Data excerpt:
"""
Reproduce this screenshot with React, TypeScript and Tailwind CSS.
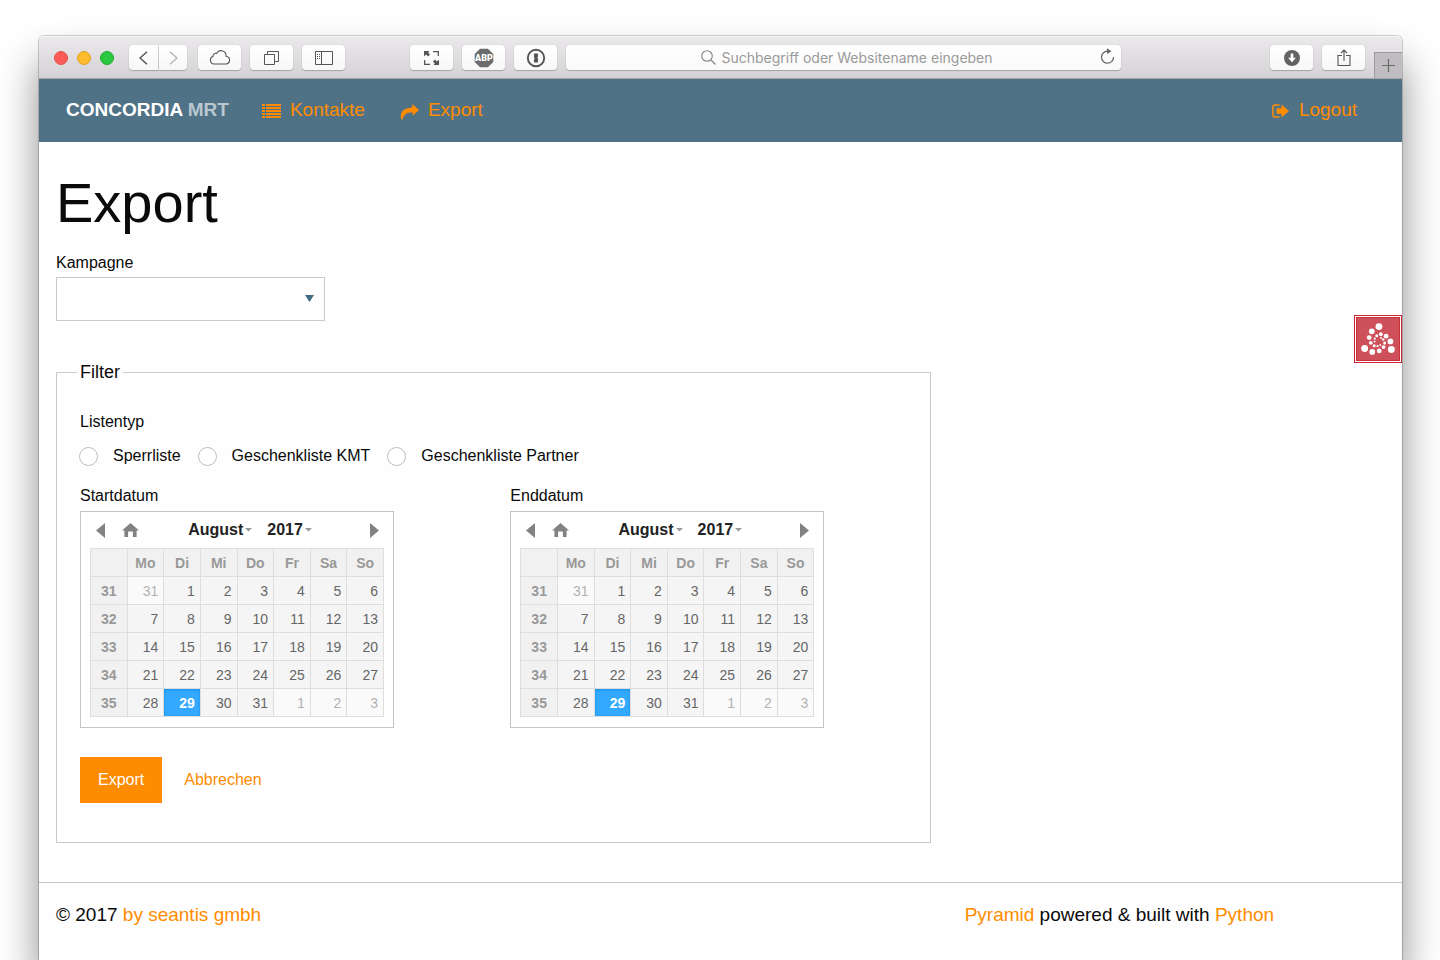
import type { ReactNode } from "react";

const weekdays = ["Mo", "Di", "Mi", "Do", "Fr", "Sa", "So"];

const weeks = [
  { week: 31, days: [31, 1, 2, 3, 4, 5, 6] },
  { week: 32, days: [7, 8, 9, 10, 11, 12, 13] },
  { week: 33, days: [14, 15, 16, 17, 18, 19, 20] },
  { week: 34, days: [21, 22, 23, 24, 25, 26, 27] },
  { week: 35, days: [28, 29, 30, 31, 1, 2, 3] },
];

function ToolButton({ label, className = "w-[43px] rounded", children }: { label: string; className?: string; children: ReactNode }) {
  return (
    <button
      type="button"
      aria-label={label}
      className={`flex h-[25px] shrink-0 items-center justify-center bg-linear-to-b from-white to-[#f7f7f7] text-[#555] shadow-[0_1px_1px_rgba(0,0,0,0.22),0_0_1px_rgba(0,0,0,0.2)] ${className}`}
    >
      {children}
    </button>
  );
}

function Toolbar() {
  return (
    <div className="flex h-[43px] items-center rounded-t-[5px] border-t border-b border-t-[#f8f7f8] border-b-[#a9a7a9] bg-linear-to-b from-[#ebe9eb] to-[#d4d2d4] pl-[15px]">
      <div className="flex shrink-0 gap-[9px]">
        <span className="size-[14px] rounded-full border border-[#e2504a] bg-[#fc5b57]" />
        <span className="size-[14px] rounded-full border border-[#dfa023] bg-[#fdbc2e]" />
        <span className="size-[14px] rounded-full border border-[#1fac2f] bg-[#28c840]" />
      </div>
      <div className="ml-[15px] flex shrink-0 gap-px">
        <ToolButton label="Zurück" className="w-[29px] rounded-l">
          <svg width="10" height="14" viewBox="0 0 10 14" fill="none" stroke="currentColor" strokeWidth="1.5"><path d="M8 .7 1 7l7 6.300" /></svg>
        </ToolButton>
        <ToolButton label="Vorwärts" className="w-[28px] rounded-r">
          <svg width="10" height="14" viewBox="0 0 10 14" fill="none" stroke="#b5b5b5" strokeWidth="1.5"><path d="m2 .7 7 6.300-7 6.300" /></svg>
        </ToolButton>
      </div>
      <div className="ml-[11px] flex shrink-0 gap-[9px]">
        <ToolButton label="iCloud-Tabs">
          <svg width="22" height="15" viewBox="0 0 22 15" fill="none" stroke="currentColor" strokeWidth="1.1">
            <path d="M5 14a3.800 3.800 0 0 1-1-7.400A2.900 2.900 0 0 1 7.600 3.400 5 5 0 0 1 17 6.300 3.900 3.900 0 0 1 17.500 14Z" />
          </svg>
        </ToolButton>
        <ToolButton label="Alle Tabs">
          <svg width="15" height="14" viewBox="0 0 15 14" fill="none" stroke="currentColor"><path d="M.5 3.500h10v10H.5Z" /><path d="M3.500 3.500v-3h11v10h-4" /></svg>
        </ToolButton>
        <ToolButton label="Seitenleiste">
          <svg width="18" height="14" viewBox="0 0 18 14" fill="none" stroke="currentColor"><path d="M.5.5h17v13H.5ZM6.500.5v13" /><path d="M2 3.500h3M2 5.500h3M2 7.500h3" strokeDasharray="1 1" /></svg>
        </ToolButton>
      </div>
      <div className="ml-[65px] flex shrink-0 gap-[9px]">
        <ToolButton label="Fenstergröße">
          <svg width="15" height="14" viewBox="0 0 15 14" fill="none" stroke="currentColor">
            <path d="M9 .7h5.300v4.300M.7 9v4.300H6" strokeWidth="1.300" />
            <path d="M0 0h5.500L4.200 1.600 6 3.600 4 5.400 2.200 3.400 0 5.200ZM15 14H9.500l1.300-1.600L9 10.400l2-1.800 1.800 2L15 8.800Z" fill="currentColor" stroke="none" />
          </svg>
        </ToolButton>
        <ToolButton label="Adblock Plus">
          <svg width="20" height="20" viewBox="0 0 20 20">
            <path d="M6.100.7h7.800l5.400 5.400v7.800l-5.400 5.400H6.100L.7 13.900V6.100Z" fill="#6c6c6c" />
            <text x="10" y="13" textAnchor="middle" fill="#fff" className="font-['Roboto',Arial,sans-serif] text-[9px] font-black">ABP</text>
          </svg>
        </ToolButton>
        <ToolButton label="1Password">
          <svg width="20" height="20" viewBox="0 0 20 20">
            <circle cx="10" cy="10" r="8.200" fill="none" stroke="#555" strokeWidth="1.900" />
            <path d="M8 5.400h4v3.300l-.8.800.8.800v4.300H8v-3.300l.8-.8-.8-.8Z" fill="#555" />
          </svg>
        </ToolButton>
      </div>
      <div className="relative ml-[9px] flex h-[25px] min-w-0 flex-1 items-center justify-center rounded bg-linear-to-b from-white to-[#f9f9f9] pl-[7px] shadow-[0_1px_1px_rgba(0,0,0,0.22),0_0_1px_rgba(0,0,0,0.2)]">
        <svg className="mr-[5px] shrink-0" width="15" height="15" viewBox="0 0 15 15" fill="none" stroke="#858585" strokeWidth="1.100"><circle cx="6" cy="6" r="5.300" /><path d="m10 10 4.500 4.500" /></svg>
        <input
          type="text"
          aria-label="Adresse"
          placeholder="Suchbegriff oder Websitename eingeben"
          className="field-sizing-content min-w-0 bg-transparent font-['Inter',sans-serif] text-sm text-[#555] outline-none placeholder:text-[#9a9a9a]"
        />
        <button type="button" aria-label="Neu laden" className="absolute top-[3px] right-[6px]">
          <svg width="15" height="17" viewBox="0 0 15 17" fill="none" stroke="#666" strokeWidth="1.200"><path d="M8 3.200H7.500A6 6 0 1 0 13.500 9" /><path d="M7 .3 11.500 3.200 7 6.100Z" fill="#666" stroke="none" /></svg>
        </button>
      </div>
      <div className="ml-[149px] flex shrink-0 gap-[9px]">
        <ToolButton label="Downloads">
          <svg width="16" height="16" viewBox="0 0 16 16"><circle cx="8" cy="8" r="8" fill="#636363" /><path d="M6.700 3.500h2.600v4.300h2.600L8 12.300 4.100 7.800h2.600Z" fill="#fff" /></svg>
        </ToolButton>
        <ToolButton label="Teilen">
          <svg width="14" height="18" viewBox="0 0 14 18" fill="none" stroke="currentColor"><path d="M5 6.500H1v10h12v-10H9M7 12V1M4 4l3-3 3 3" strokeWidth="1.100" /></svg>
        </ToolButton>
      </div>
      <button type="button" aria-label="Neuer Tab" className="ml-[9px] flex h-[26px] w-[28px] shrink-0 items-center justify-center self-end border-t border-l border-[#9b999b] bg-[#bfbdbf]">
        <svg width="13" height="13" viewBox="0 0 13 13" stroke="#6a6a6a" strokeWidth="1.200"><path d="M6.500 0v13M0 6.500h13" /></svg>
      </button>
    </div>
  );
}

function NavBar() {
  return (
    <nav className="flex h-[63px] items-center bg-[#507287] pr-[45px] pb-[2px] pl-[27px] text-[19px] leading-6 text-[#ff8c00]">
      <a href="#start" className="font-bold text-white">
        CONCORDIA <span className="text-[#b9c7cf]">MRT</span>
      </a>
      <a href="#kontakte" className="ml-[33px] flex items-center gap-[9px]">
        <svg width="19" height="14" viewBox="0 0 19 14" fill="currentColor" className="mt-[3px]">
          <path d="M0 0h3v2H0ZM4 0h15v2H4ZM0 3h3v2H0ZM4 3h15v2H4ZM0 6h3v2H0ZM4 6h15v2H4ZM0 9h3v2H0ZM4 9h15v2H4ZM0 12h3v2H0ZM4 12h15v2H4Z" />
        </svg>
        Kontakte
      </a>
      <a href="#export" className="ml-[35px] flex items-center gap-[9px]">
        <svg width="19" height="17" viewBox="0 0 19 17" fill="currentColor" className="mt-[3px]">
          <path d="M12.300 1 19 7l-6.200 5.800V9.500C7.500 9.200 4.200 10.500 2.500 16.500H1.200C-.6 9.500 3.500 4.600 12.300 4.400Z" />
        </svg>
        Export
      </a>
      <a href="#logout" className="ml-auto flex items-center gap-[10px]">
        <svg width="17" height="14" viewBox="0 0 17 14" fill="currentColor" className="mt-[3px]">
          <path d="M9.500.5 17 7l-7.500 6.500V9.800H4.600V4.200h4.900Z" />
          <path d="M7.500 1H3.200Q.9 1 .9 3.300v7.400Q.9 13 3.200 13h4.300" fill="none" stroke="currentColor" strokeWidth="1.500" />
        </svg>
        Logout
      </a>
    </nav>
  );
}

function Caret() {
  return <svg width="7" height="4" viewBox="0 0 7 4" fill="#999"><path d="M0 0h7L3.500 3.500Z" /></svg>;
}

function Calendar({ label, id }: { label: string; id: string }) {
  return (
    <div>
      <div id={id} className="mb-[3px] leading-6">{label}</div>
      <div role="group" aria-labelledby={id} className="w-[314px] max-w-full border border-[#c4c4c4] bg-white px-[9px] pb-[10px]">
        <div className="flex h-9 items-center justify-between pr-[5px] pl-[6px] text-[#828282]">
          <div className="flex items-center gap-[17px]">
            <button type="button" aria-label="Vorheriger Monat">
              <svg width="9" height="15" viewBox="0 0 9 15" fill="currentColor"><path d="M9 0v15L0 7.500Z" /></svg>
            </button>
            <button type="button" aria-label="Heute">
              <svg width="17" height="14" viewBox="0 0 17 14" fill="currentColor"><path d="M8.500 0 17 7.500h-2.400V14h-3.700V8.500H6.100V14H2.400V7.500H0Z" /></svg>
            </button>
          </div>
          <div className="flex gap-[15px] font-bold text-[#222]">
            <button type="button" className="flex items-center gap-[2px]">August<Caret /></button>
            <button type="button" className="flex items-center gap-[2px]">2017<Caret /></button>
          </div>
          <button type="button" aria-label="Nächster Monat" className="ml-[9px]">
            <svg width="9" height="15" viewBox="0 0 9 15" fill="currentColor"><path d="M0 0v15l9-7.500Z" /></svg>
          </button>
        </div>
        <table className="w-full table-fixed border-collapse text-sm leading-none text-[#666]">
          <thead>
            <tr className="h-7">
              <th className="border border-[#ddd] bg-[#f1f1f1]" />
              {weekdays.map((day) => (
                <th key={day} scope="col" className="border border-[#ddd] bg-[#f1f1f1] font-bold text-[#999]">{day}</th>
              ))}
            </tr>
          </thead>
          <tbody>
            {weeks.map(({ week, days }) => (
              <tr key={week} className="h-7">
                <th scope="row" className="border border-[#ddd] bg-[#f1f1f1] font-bold text-[#999]">{week}</th>
                {days.map((day, i) => {
                  const outside = (week === 31 && day > 7) || (week === 35 && day < 7);
                  const selected = day === 29;
                  const tone = selected
                    ? "bg-[#33aaff] font-bold text-white shadow-[inset_0_1px_3px_#178fe5]"
                    : outside
                      ? "bg-[#fafafa] text-[#b2b2b2]"
                      : "bg-[#f5f5f5]";
                  return (
                    <td key={i} className={`border border-[#ddd] text-right ${tone}`}>
                      <button type="button" className="w-full pr-[5px] text-right">{day}</button>
                    </td>
                  );
                })}
              </tr>
            ))}
          </tbody>
        </table>
      </div>
    </div>
  );
}

function DebugBadge() {
  return (
    <button type="button" aria-label="Debug Toolbar" className="absolute top-[173px] right-0 size-12 border border-[#cf2430] bg-white p-px">
      <svg viewBox="0 0 44 44" className="size-full border border-[#cb2f3a] bg-[#cd505a]" fill="#fff">
        <circle cx="23" cy="9" r="3.600" />
        <circle cx="15.500" cy="14" r="3" />
        <circle cx="12.800" cy="20.500" r="2.500" />
        <circle cx="14.500" cy="26" r="2" />
        <circle cx="18" cy="29" r="1.600" />
        <circle cx="21.500" cy="29.500" r="1.200" />
        <circle cx="24.300" cy="28.300" r="1" />
        <circle cx="8" cy="32" r="3.600" />
        <circle cx="16" cy="35.500" r="3" />
        <circle cx="23.300" cy="34.500" r="2.500" />
        <circle cx="27.800" cy="30.500" r="2" />
        <circle cx="29" cy="26.300" r="1.600" />
        <circle cx="27.500" cy="22.500" r="1.300" />
        <circle cx="25.200" cy="21" r="1" />
        <circle cx="36" cy="33" r="3.600" />
        <circle cx="35" cy="24.500" r="3" />
        <circle cx="30.500" cy="19" r="2.500" />
        <circle cx="25" cy="17" r="2" />
        <circle cx="20.700" cy="18.500" r="1.600" />
        <circle cx="18.600" cy="21.500" r="1.200" />
        <circle cx="18.500" cy="24.500" r="1" />
      </svg>
    </button>
  );
}

export default function App() {
  return (
    <div className="flex min-h-screen flex-col overflow-hidden bg-white pt-9 pr-[38px] pl-[39px] font-['Liberation_Sans',Arial,sans-serif] text-base text-[#0a0a0a]">
      <div className="flex flex-1 flex-col rounded-t-[5px] bg-[#fefefe] shadow-[0_0_0_1px_rgba(0,0,0,0.18),0_26px_40px_rgba(0,0,0,0.46)]">
        <Toolbar />
        <NavBar />
        <div className="relative flex-1">
          <main className="w-2/3 px-[17px] pt-[29px] pb-[39px]">
            <h1 className="mb-4 text-[56px] leading-16">Export</h1>
            <div className="grid grid-cols-3 gap-[34px]">
              <div>
                <label htmlFor="kampagne" className="mb-[2px] block leading-6">Kampagne</label>
                <div className="relative">
                  <select id="kampagne" className="block h-11 w-full appearance-none border border-[#cacaca] bg-[#fefefe] px-2" defaultValue="">
                    <option value="" />
                  </select>
                  <svg className="pointer-events-none absolute top-[18px] right-[11px]" width="9" height="7" viewBox="0 0 9 7" fill="#3f6b85"><path d="M0 0h9L4.500 7Z" /></svg>
                </div>
              </div>
            </div>
            <fieldset className="mt-[38px] border border-[#cacaca] px-[23px] pt-6 pb-[39px]">
              <legend className="-ml-[3px] px-[3px] text-lg leading-[27px]">Filter</legend>
              <div id="listentyp" className="leading-6">Listentyp</div>
              <div role="radiogroup" aria-labelledby="listentyp" className="mt-[10px] -ml-px flex gap-[17px] leading-6">
                {["Sperrliste", "Geschenkliste KMT", "Geschenkliste Partner"].map((name) => (
                  <label key={name} className="flex items-center gap-[15px]">
                    <input type="radio" name="listentyp" className="size-[19px] appearance-none rounded-full border border-[#bdbdbd] bg-white checked:border-[6px] checked:border-[#507287]" />
                    {name}
                  </label>
                ))}
              </div>
              <div className="mt-4 grid grid-cols-2 gap-[34px]">
                <Calendar id="startdatum" label="Startdatum" />
                <Calendar id="enddatum" label="Enddatum" />
              </div>
              <div className="mt-[29px] flex items-center gap-[22px]">
                <button type="submit" className="h-[46px] bg-[#ff8c00] px-[18px] text-[#fefefe]">Export</button>
                <a href="#abbrechen" className="text-[#ff8c00]">Abbrechen</a>
              </div>
            </fieldset>
          </main>
          <DebugBadge />
          <footer className="grid grid-cols-3 border-t border-[#c6c6c6] pt-5 pb-[33px] text-[19px] leading-6">
            <p className="col-span-2 px-[17px]">© 2017 <a href="#seantis" className="text-[#ff8c00]">by seantis gmbh</a></p>
            <p className="px-[17px] whitespace-nowrap">
              <a href="#pyramid" className="text-[#ff8c00]">Pyramid</a> powered &amp; built with <a href="#python" className="text-[#ff8c00]">Python</a>
            </p>
          </footer>
        </div>
      </div>
    </div>
  );
}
"""
What to work on: Give only the number of lines in the material above where the string "with" appears.

Finished answer: 2